Is it constitutional to discriminate against immigrants on the basis of nationality? Apparently it is constitutionally O.K. to disqualify Mexicans, Chinese, Indians, Haitians, Dominicans, and Filipinos, among others because the Supreme Court ruled in 1889 that federal power to regulate immigration pre-dates the U.S. Constitution, and is therefore not subject to constitutional standards or requirements. But that doesn’t make it good policy or fair policy.

The visa lottery conducted now electronically through on-line application is highly susceptible to fraud with applicants applying multiple times with slight variations in name and identity, transferring winning entries among themselves, and using the now high-quality counterfeit documents to claim visas.

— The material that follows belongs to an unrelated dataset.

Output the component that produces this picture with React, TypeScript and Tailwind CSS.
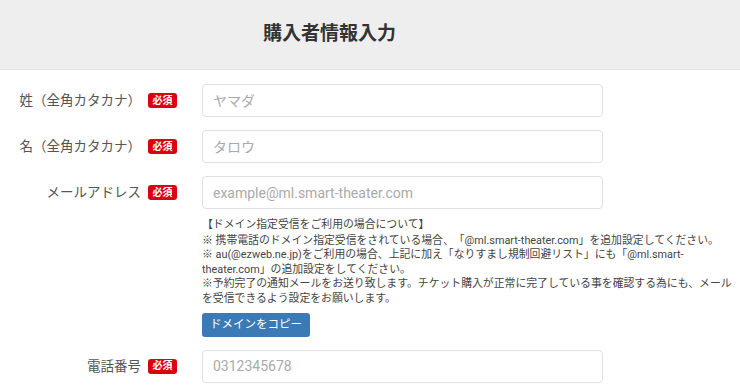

I testified to a Congressional subcommittee against the visa lottery back in 2004, primarily on the basis of its discrimination. But other panelists who testified with me addressed the widespread problem of fraud in the visa lottery.

The diversity visa lottery was conceived for narrow political reasons, is discriminatory, and prone to fraud. It should be abolished, and those 50,000 visas made available to qualified immigrants of all nationalities now waiting in long lines for their chance to legally immigrate, some of whom have been waiting for 20 years or more.